A more complete understanding of these and other features and advantages of
the present invention can be achieved from a careful consideration of the
following detailed description of certain embodiments illustrated in the
accompanying drawings.
BRIEF DESCRIPTION OF THE DRAWINGS
FIG. 1 is a practical example of the electromagnetic valve of the present
invention in application.
FIG. 2 is a longitudinal cross-sectional view of the electromagnetic valve
of the present invention.
FIG. 3 is a cross-sectional view of valve stem and valve seat of the
present invention.
FIG. 4 is a condition of the present invention in operation.
FIG. 5 is a practical example of the present invention.
FIG. 6 is a further practical example of the present invention.
FIG. 7 is also an another practical example of the present invention.
DESCRIPTION OF THE PREFERRED EMBODIMENTS
Referring to FIG. 1, when the electromagnetic valve of this invention is
applied to air-assisted fuel injection system, a fuel electromagnetic
valve 100 and an air electromagnetic valve 200 are installed n a
distributor 300. As the fuel and the air are exhausted respectively from
the electromagnetic valve, they will be mixed in the flow paths of the
distribution and then exhausted to cylinders of engine after being
atomized in injection head 400. This invention relates to the air
electromagnetic valve 200.
As shown in FIG. 2, this invention comprises mainly an external housing 1
made of high magnetic-inducted material, a coil shaft 2a made of plastics
and an electromagnetic coil set 2 structured by the coil 2b wound onto the
coil shaft, a magnetic stator 3 made of high magnetic-inducted material,
and a valve stem 4; on the valve stem 4, there is a rubber element 42
formed as diaphragm 421 for positioning, isolation and deflective motions;
above the rubber diaphragm 421, there is an valve stroke adjusting pad 6,
beneath the rubber diaphragm 421 is then the valve seat 7. A helical
spring 5 is installed inside the valve stem 4 and extended into the
magnetic stator 3. The helical spring 5 is kept upright by a spring seat
8. An adjusting screw 9 is previously screwed through a nut 10 and then
into magnetic stator 3 to press against the spring seat 8. Between the
magnetic stator 3 and the electromagnetic coil set 2, and between the
housing 1 and the electromagnetic coil set 2, installed respectively two
oil seals 11a, 11b.
Referring again to FIG. 2, the electromagnetic coil set 2 is installed in
the upper portion of the housing 1, the magnetic stator 3 then is put into
the central portion of electromagnetic coil set 2, and the valve stroke
adjusting pad 6, the valve stem 4 and the valve seat 7 are orderly
installed in the lower portion of the housing 4, wherein, the upper half
of valve stem 4 is extruded into the electromagnetic coil set 2 between
the end of stator 3 and the valve stem 4, there is a gap as the valve
stroke range G. this gap can be adjusted by the thickness of valve stroke
adjusting pad 6 for more precision.
The lower end of valve stem 4 is integrated with the rubber diaphragm 42,
and it can press tightly at the convex ring 71 of valve seat 7. A preload
force between valve stem 4 and valve seat 7 can be adjusted by spring 5,
when the adjusting screw 9 is spiraled to move toward the inner portion of
magnetic stator 3, the spring seat 8 inside the magnetic stator 3 will be
pushed, and the spring 5 will be pressed tightly, so as to enable the
rubber diaphragm 42 on the valve stem 4 to make contact with convex ring
71 of valve seat 7 very closely.
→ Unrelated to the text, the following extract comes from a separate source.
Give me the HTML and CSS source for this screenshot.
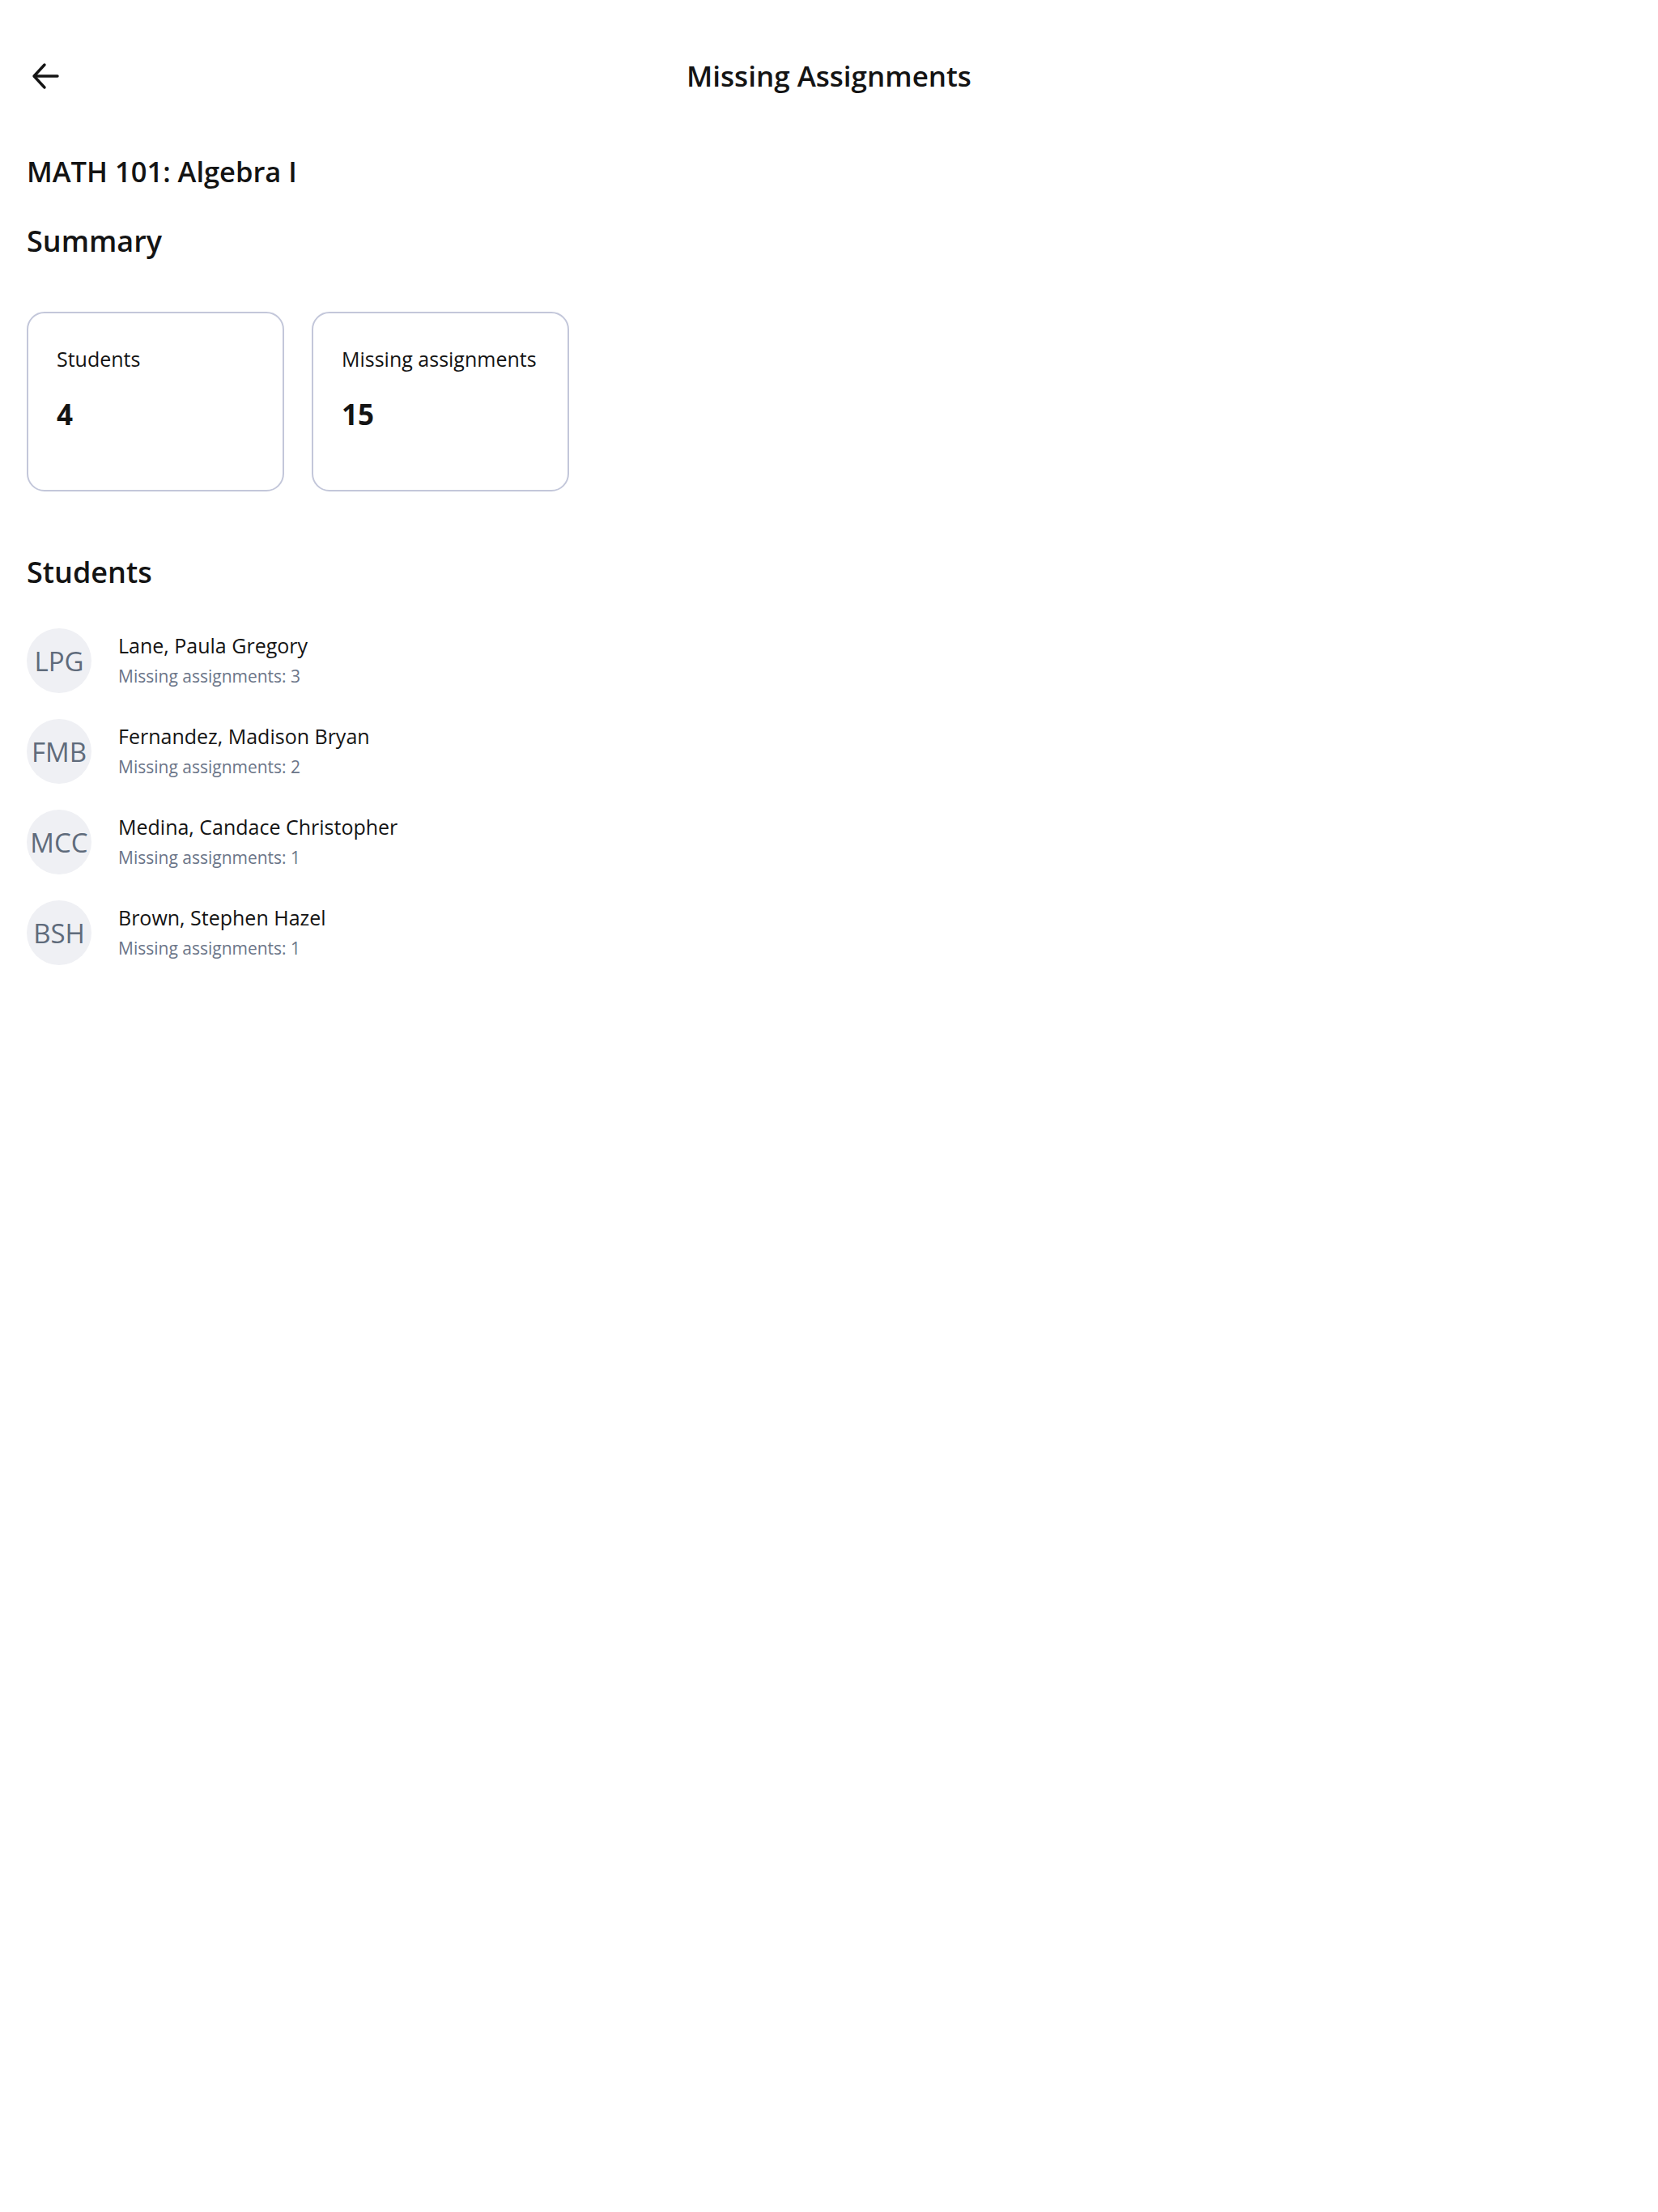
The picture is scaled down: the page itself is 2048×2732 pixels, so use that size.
FILE: index.html
```html
<!DOCTYPE html>
<html lang="en">
<head>
    <meta charset="UTF-8">
    <meta name="viewport" content="width=device-width, initial-scale=1.0">
    <title>Missing Assignments</title>
    <link rel="stylesheet" href="styles.css">
</head>
<body>

<header class="topbar">
    <button class="back-button" aria-label="Back">
        <svg width="36" height="36" viewBox="0 0 36 36" fill="none" stroke="currentColor" stroke-width="3.4" stroke-linecap="round" stroke-linejoin="round">
            <path d="M33 18H5"/>
            <path d="M17 4L4 18l13 14"/>
        </svg>
    </button>
    <h1 class="page-title">Missing Assignments</h1>
    <div></div>
</header>

<main class="content">
    <h2 class="course-name">MATH 101: Algebra I</h2>

    <h2 class="section-title">Summary</h2>
    <!-- Totals for the course -->
    <div class="summary">
        <div class="summary-card">
            <div class="summary-label">Students</div>
            <div class="summary-value">4</div>
        </div>
        <div class="summary-card">
            <div class="summary-label">Missing assignments</div>
            <div class="summary-value">15</div>
        </div>
    </div>

    <h2 class="section-title students-title">Students</h2>
    <ul class="student-list">
        <li class="student">
            <div class="avatar">LPG</div>
            <div class="student-info">
                <div class="student-name">Lane, Paula Gregory</div>
                <div class="student-missing">Missing assignments: 3</div>
            </div>
        </li>
        <li class="student">
            <div class="avatar">FMB</div>
            <div class="student-info">
                <div class="student-name">Fernandez, Madison Bryan</div>
                <div class="student-missing">Missing assignments: 2</div>
            </div>
        </li>
        <li class="student">
            <div class="avatar">MCC</div>
            <div class="student-info">
                <div class="student-name">Medina, Candace Christopher</div>
                <div class="student-missing">Missing assignments: 1</div>
            </div>
        </li>
        <li class="student">
            <div class="avatar">BSH</div>
            <div class="student-info">
                <div class="student-name">Brown, Stephen Hazel</div>
                <div class="student-missing">Missing assignments: 1</div>
            </div>
        </li>
    </ul>
</main>

</body>
</html>
```

FILE: styles.css
```css
body {
    margin: 0;
    padding: 0;
    background-color: #ffffff;
    color: #141414;
    font-family: "Open Sans", "Noto Sans", sans-serif;
}

/* Top bar: back arrow on the left, title centered */
.topbar {
    display: grid;
    grid-template-columns: 1fr auto 1fr;
    align-items: center;
    height: 96px;
    padding-top: 46px;
}

.back-button {
    justify-self: start;
    margin-left: 38px;
    padding: 0;
    width: 36px;
    height: 36px;
    border: none;
    background: none;
    color: #141414;
    cursor: pointer;
}

.back-button svg {
    display: block;
}

.page-title {
    margin: 0;
    font-size: 35px;
    font-weight: 600;
    line-height: 44px;
}

.content {
    padding: 0 33px;
}

.course-name {
    margin: 48px 0 0;
    font-size: 34.5px;
    font-weight: 600;
    line-height: 44px;
}

.section-title {
    margin: 42px 0 0;
    font-size: 36px;
    font-weight: 600;
    line-height: 44px;
}

/* Summary cards */
.summary {
    display: flex;
    gap: 34px;
    margin-top: 65px;
}

.summary-card {
    box-sizing: border-box;
    width: 318px;
    height: 222px;
    padding: 40px 35px 0;
    border: 2px solid #c3c7da;
    border-radius: 22px;
}

.summary-label {
    font-size: 25px;
    line-height: 32px;
}

.summary-value {
    margin-top: 32px;
    font-size: 35px;
    font-weight: 700;
    line-height: 42px;
}

.students-title {
    margin-top: 78px;
}

/* Student rows */
.student-list {
    list-style: none;
    margin: 47px 0 0;
    padding: 0;
    display: flex;
    flex-direction: column;
    gap: 32px;
}

.student {
    display: flex;
    align-items: center;
    gap: 33px;
}

.avatar {
    width: 80px;
    height: 80px;
    border-radius: 50%;
    background-color: #eff0f4;
    color: #5f6b7b;
    font-size: 33px;
    display: flex;
    align-items: center;
    justify-content: center;
    flex-shrink: 0;
}

.student-info {
    display: flex;
    flex-direction: column;
    gap: 10px;
    padding-bottom: 2px;
}

.student-name {
    font-size: 25px;
    line-height: 30px;
}

.student-missing {
    font-size: 21px;
    line-height: 26px;
    color: #6b7588;
}
```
As a result, an excellent sealing effect
can be reached only by applying small elastic force. Additionally, because
the preload of spring 5 is small, the valve shall move faster if the
magnetic force is the same.
The unit 10 is used for fixation of adjusting screw 9. In FIG. 2, the oil
seal 11a is used for sealing of working fluid to prevent it from flowing
through coil shaft 2a and exhausting out of electromagnetic valve. Because
the electromagnetic coil set is surrounded by magnetic elements including
the magnetic stator 3, the housing 1 and the valve stem 4, when the coils
are charged with electric current, a magnetic field will be generated
among the magnetic elements and a magnetic force generated between the
metallic ends of magnetic stator 3 and valve stem 4 such that the magnetic
stator 3 and valve stem 4 attract each other. When the magnetic force is
larger than the pre-load of spring, the valve stem 4 will be lifted to a
height of "X" (the lift range as shown in FIG. 5), the air flows into the
valve seat 7 from the air inlet 73 and through the gap between the valve
stem 4 and valve seat 7 and finally exhausts out of the valve seat from
air outlet 74.
As shown in FIG. 2, the space between the central drilling hole of
adjusting pad 6 and valve stem 4 enable the diaphragm 421 to attach onto
the inclined plane 62 flatly, so as to prevent the diaphragm from being
distorted to fracture in performing high frequency motion operations.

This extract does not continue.